Directions:
Every entry should be repeated exactly. Omit the pictures.

Records shown:
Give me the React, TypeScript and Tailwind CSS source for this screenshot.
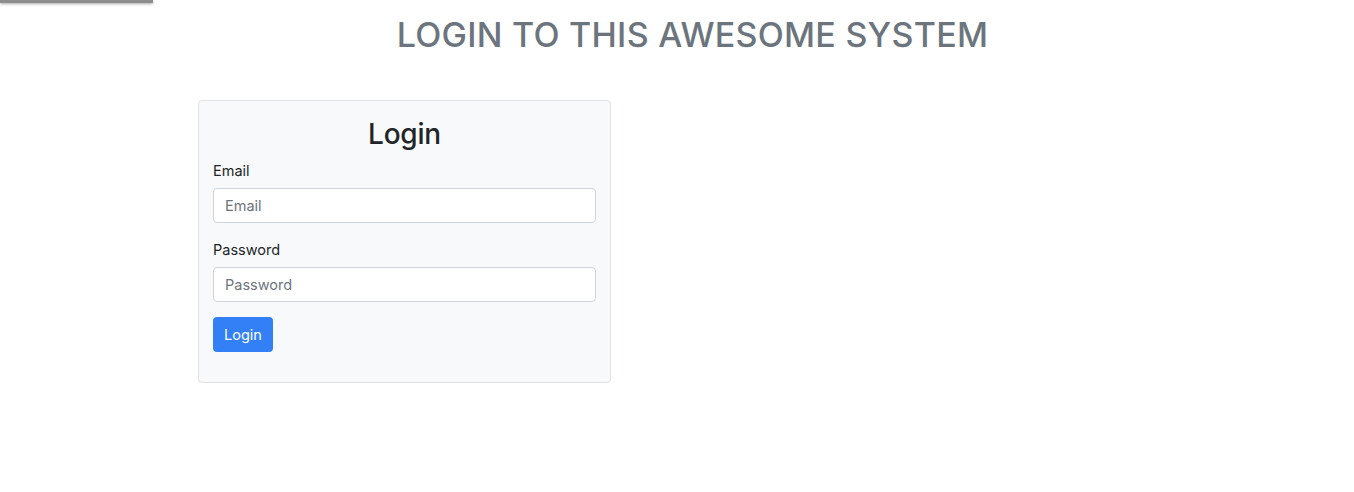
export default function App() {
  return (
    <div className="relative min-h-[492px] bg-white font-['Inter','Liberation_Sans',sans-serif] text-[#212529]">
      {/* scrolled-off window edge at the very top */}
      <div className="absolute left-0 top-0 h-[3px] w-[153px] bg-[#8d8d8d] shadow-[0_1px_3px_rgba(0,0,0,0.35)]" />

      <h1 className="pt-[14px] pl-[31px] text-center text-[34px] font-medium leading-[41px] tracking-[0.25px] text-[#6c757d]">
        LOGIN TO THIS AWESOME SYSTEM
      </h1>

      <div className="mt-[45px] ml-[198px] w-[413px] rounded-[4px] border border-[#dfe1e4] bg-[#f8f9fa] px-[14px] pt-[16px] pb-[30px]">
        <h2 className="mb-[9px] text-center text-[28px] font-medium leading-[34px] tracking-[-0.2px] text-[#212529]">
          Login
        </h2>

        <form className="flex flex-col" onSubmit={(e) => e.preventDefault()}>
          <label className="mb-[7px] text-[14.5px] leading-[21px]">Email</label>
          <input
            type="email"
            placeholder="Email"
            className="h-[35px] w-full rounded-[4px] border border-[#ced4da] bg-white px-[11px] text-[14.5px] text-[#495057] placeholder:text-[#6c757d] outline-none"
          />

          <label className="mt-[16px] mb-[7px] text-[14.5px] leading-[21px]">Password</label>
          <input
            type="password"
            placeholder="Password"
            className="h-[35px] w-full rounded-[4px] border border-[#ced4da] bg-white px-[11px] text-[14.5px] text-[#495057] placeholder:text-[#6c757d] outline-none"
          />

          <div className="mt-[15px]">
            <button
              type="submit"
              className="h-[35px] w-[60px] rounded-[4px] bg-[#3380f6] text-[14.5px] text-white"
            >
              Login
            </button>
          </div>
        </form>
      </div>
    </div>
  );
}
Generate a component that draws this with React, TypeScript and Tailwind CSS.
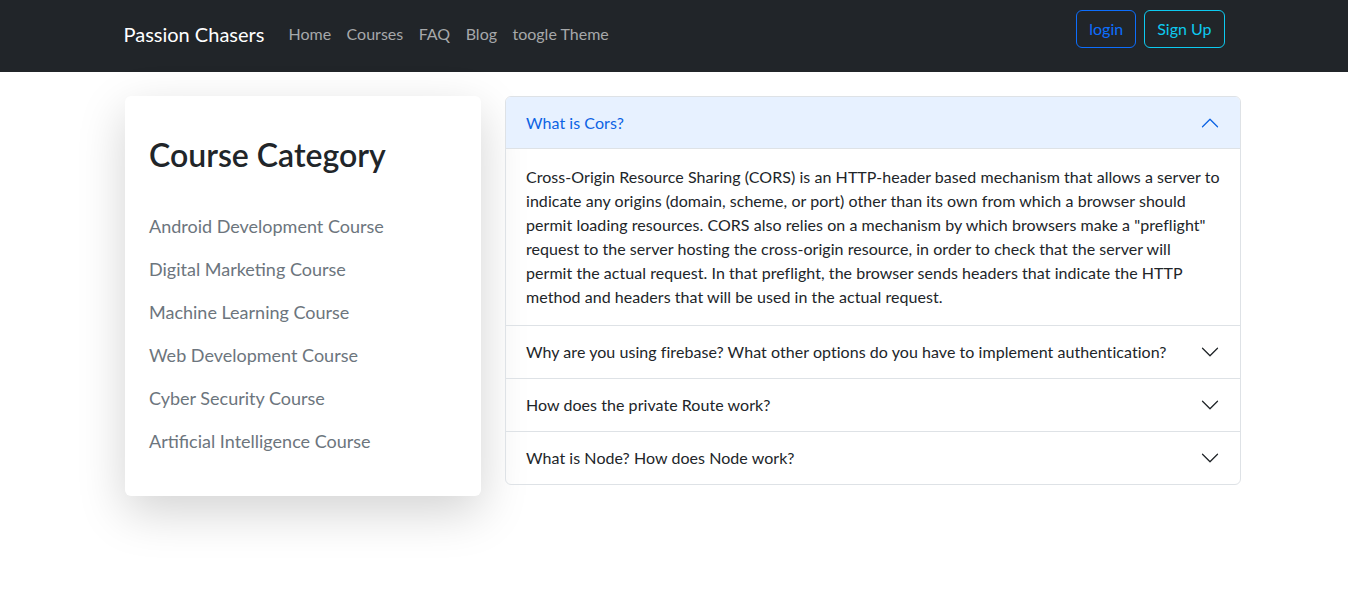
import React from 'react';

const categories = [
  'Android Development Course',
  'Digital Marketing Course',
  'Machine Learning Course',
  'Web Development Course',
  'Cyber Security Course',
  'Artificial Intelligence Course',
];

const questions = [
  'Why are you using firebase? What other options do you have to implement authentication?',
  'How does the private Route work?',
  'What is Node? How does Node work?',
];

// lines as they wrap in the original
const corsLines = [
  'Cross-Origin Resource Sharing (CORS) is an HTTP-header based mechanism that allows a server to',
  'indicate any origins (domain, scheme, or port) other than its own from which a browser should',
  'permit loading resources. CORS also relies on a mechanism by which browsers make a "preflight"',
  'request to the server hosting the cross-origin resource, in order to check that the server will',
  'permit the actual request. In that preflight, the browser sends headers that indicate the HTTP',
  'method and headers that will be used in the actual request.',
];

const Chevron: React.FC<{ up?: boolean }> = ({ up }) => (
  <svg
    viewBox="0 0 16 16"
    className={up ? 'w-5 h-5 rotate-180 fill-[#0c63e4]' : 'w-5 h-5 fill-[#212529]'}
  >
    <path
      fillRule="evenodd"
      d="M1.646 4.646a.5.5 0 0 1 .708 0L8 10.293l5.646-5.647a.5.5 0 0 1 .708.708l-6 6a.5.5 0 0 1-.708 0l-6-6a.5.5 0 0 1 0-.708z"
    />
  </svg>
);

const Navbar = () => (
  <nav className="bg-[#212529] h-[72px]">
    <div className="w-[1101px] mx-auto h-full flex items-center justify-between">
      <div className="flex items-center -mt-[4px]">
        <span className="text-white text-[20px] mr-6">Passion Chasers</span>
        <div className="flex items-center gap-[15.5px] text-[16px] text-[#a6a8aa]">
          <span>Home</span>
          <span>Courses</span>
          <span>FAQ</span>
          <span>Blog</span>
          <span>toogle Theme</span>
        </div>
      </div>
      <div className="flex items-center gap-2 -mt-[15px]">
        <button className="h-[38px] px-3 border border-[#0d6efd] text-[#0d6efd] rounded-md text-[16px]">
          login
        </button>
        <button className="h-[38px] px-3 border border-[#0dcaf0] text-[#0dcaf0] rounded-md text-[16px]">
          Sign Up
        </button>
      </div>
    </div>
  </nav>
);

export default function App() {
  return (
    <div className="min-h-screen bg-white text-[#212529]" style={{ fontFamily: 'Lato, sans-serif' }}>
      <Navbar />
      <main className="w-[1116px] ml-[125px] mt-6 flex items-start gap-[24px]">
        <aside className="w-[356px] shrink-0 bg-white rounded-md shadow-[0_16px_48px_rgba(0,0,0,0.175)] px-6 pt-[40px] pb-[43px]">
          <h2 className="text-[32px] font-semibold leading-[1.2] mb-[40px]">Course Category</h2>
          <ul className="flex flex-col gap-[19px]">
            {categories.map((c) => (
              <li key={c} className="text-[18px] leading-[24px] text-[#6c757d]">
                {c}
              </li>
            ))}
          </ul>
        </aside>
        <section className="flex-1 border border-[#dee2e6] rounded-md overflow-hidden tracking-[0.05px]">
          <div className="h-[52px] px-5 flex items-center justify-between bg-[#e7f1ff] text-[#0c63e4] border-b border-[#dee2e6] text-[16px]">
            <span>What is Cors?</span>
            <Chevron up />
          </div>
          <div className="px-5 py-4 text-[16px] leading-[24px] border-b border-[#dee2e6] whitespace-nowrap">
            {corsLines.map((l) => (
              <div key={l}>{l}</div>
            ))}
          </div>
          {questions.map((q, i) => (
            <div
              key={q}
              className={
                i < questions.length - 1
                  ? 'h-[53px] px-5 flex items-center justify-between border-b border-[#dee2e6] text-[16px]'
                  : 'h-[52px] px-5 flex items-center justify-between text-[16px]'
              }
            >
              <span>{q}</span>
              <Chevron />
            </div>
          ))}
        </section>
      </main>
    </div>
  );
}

Expected answer:
Give me the React, TypeScript and Tailwind CSS source for this screenshot.
export default function App() {
  return (
    <div className="relative min-h-[492px] bg-white font-['Inter','Liberation_Sans',sans-serif] text-[#212529]">
      {/* scrolled-off window edge at the very top */}
      <div className="absolute left-0 top-0 h-[3px] w-[153px] bg-[#8d8d8d] shadow-[0_1px_3px_rgba(0,0,0,0.35)]" />

      <h1 className="pt-[14px] pl-[31px] text-center text-[34px] font-medium leading-[41px] tracking-[0.25px] text-[#6c757d]">
        LOGIN TO THIS AWESOME SYSTEM
      </h1>

      <div className="mt-[45px] ml-[198px] w-[413px] rounded-[4px] border border-[#dfe1e4] bg-[#f8f9fa] px-[14px] pt-[16px] pb-[30px]">
        <h2 className="mb-[9px] text-center text-[28px] font-medium leading-[34px] tracking-[-0.2px] text-[#212529]">
          Login
        </h2>

        <form className="flex flex-col" onSubmit={(e) => e.preventDefault()}>
          <label className="mb-[7px] text-[14.5px] leading-[21px]">Email</label>
          <input
            type="email"
            placeholder="Email"
            className="h-[35px] w-full rounded-[4px] border border-[#ced4da] bg-white px-[11px] text-[14.5px] text-[#495057] placeholder:text-[#6c757d] outline-none"
          />

          <label className="mt-[16px] mb-[7px] text-[14.5px] leading-[21px]">Password</label>
          <input
            type="password"
            placeholder="Password"
            className="h-[35px] w-full rounded-[4px] border border-[#ced4da] bg-white px-[11px] text-[14.5px] text-[#495057] placeholder:text-[#6c757d] outline-none"
          />

          <div className="mt-[15px]">
            <button
              type="submit"
              className="h-[35px] w-[60px] rounded-[4px] bg-[#3380f6] text-[14.5px] text-white"
            >
              Login
            </button>
          </div>
        </form>
      </div>
    </div>
  );
}
Generate a component that draws this with React, TypeScript and Tailwind CSS.
import React from 'react';

const categories = [
  'Android Development Course',
  'Digital Marketing Course',
  'Machine Learning Course',
  'Web Development Course',
  'Cyber Security Course',
  'Artificial Intelligence Course',
];

const questions = [
  'Why are you using firebase? What other options do you have to implement authentication?',
  'How does the private Route work?',
  'What is Node? How does Node work?',
];

// lines as they wrap in the original
const corsLines = [
  'Cross-Origin Resource Sharing (CORS) is an HTTP-header based mechanism that allows a server to',
  'indicate any origins (domain, scheme, or port) other than its own from which a browser should',
  'permit loading resources. CORS also relies on a mechanism by which browsers make a "preflight"',
  'request to the server hosting the cross-origin resource, in order to check that the server will',
  'permit the actual request. In that preflight, the browser sends headers that indicate the HTTP',
  'method and headers that will be used in the actual request.',
];

const Chevron: React.FC<{ up?: boolean }> = ({ up }) => (
  <svg
    viewBox="0 0 16 16"
    className={up ? 'w-5 h-5 rotate-180 fill-[#0c63e4]' : 'w-5 h-5 fill-[#212529]'}
  >
    <path
      fillRule="evenodd"
      d="M1.646 4.646a.5.5 0 0 1 .708 0L8 10.293l5.646-5.647a.5.5 0 0 1 .708.708l-6 6a.5.5 0 0 1-.708 0l-6-6a.5.5 0 0 1 0-.708z"
    />
  </svg>
);

const Navbar = () => (
  <nav className="bg-[#212529] h-[72px]">
    <div className="w-[1101px] mx-auto h-full flex items-center justify-between">
      <div className="flex items-center -mt-[4px]">
        <span className="text-white text-[20px] mr-6">Passion Chasers</span>
        <div className="flex items-center gap-[15.5px] text-[16px] text-[#a6a8aa]">
          <span>Home</span>
          <span>Courses</span>
          <span>FAQ</span>
          <span>Blog</span>
          <span>toogle Theme</span>
        </div>
      </div>
      <div className="flex items-center gap-2 -mt-[15px]">
        <button className="h-[38px] px-3 border border-[#0d6efd] text-[#0d6efd] rounded-md text-[16px]">
          login
        </button>
        <button className="h-[38px] px-3 border border-[#0dcaf0] text-[#0dcaf0] rounded-md text-[16px]">
          Sign Up
        </button>
      </div>
    </div>
  </nav>
);

export default function App() {
  return (
    <div className="min-h-screen bg-white text-[#212529]" style={{ fontFamily: 'Lato, sans-serif' }}>
      <Navbar />
      <main className="w-[1116px] ml-[125px] mt-6 flex items-start gap-[24px]">
        <aside className="w-[356px] shrink-0 bg-white rounded-md shadow-[0_16px_48px_rgba(0,0,0,0.175)] px-6 pt-[40px] pb-[43px]">
          <h2 className="text-[32px] font-semibold leading-[1.2] mb-[40px]">Course Category</h2>
          <ul className="flex flex-col gap-[19px]">
            {categories.map((c) => (
              <li key={c} className="text-[18px] leading-[24px] text-[#6c757d]">
                {c}
              </li>
            ))}
          </ul>
        </aside>
        <section className="flex-1 border border-[#dee2e6] rounded-md overflow-hidden tracking-[0.05px]">
          <div className="h-[52px] px-5 flex items-center justify-between bg-[#e7f1ff] text-[#0c63e4] border-b border-[#dee2e6] text-[16px]">
            <span>What is Cors?</span>
            <Chevron up />
          </div>
          <div className="px-5 py-4 text-[16px] leading-[24px] border-b border-[#dee2e6] whitespace-nowrap">
            {corsLines.map((l) => (
              <div key={l}>{l}</div>
            ))}
          </div>
          {questions.map((q, i) => (
            <div
              key={q}
              className={
                i < questions.length - 1
                  ? 'h-[53px] px-5 flex items-center justify-between border-b border-[#dee2e6] text-[16px]'
                  : 'h-[52px] px-5 flex items-center justify-between text-[16px]'
              }
            >
              <span>{q}</span>
              <Chevron />
            </div>
          ))}
        </section>
      </main>
    </div>
  );
}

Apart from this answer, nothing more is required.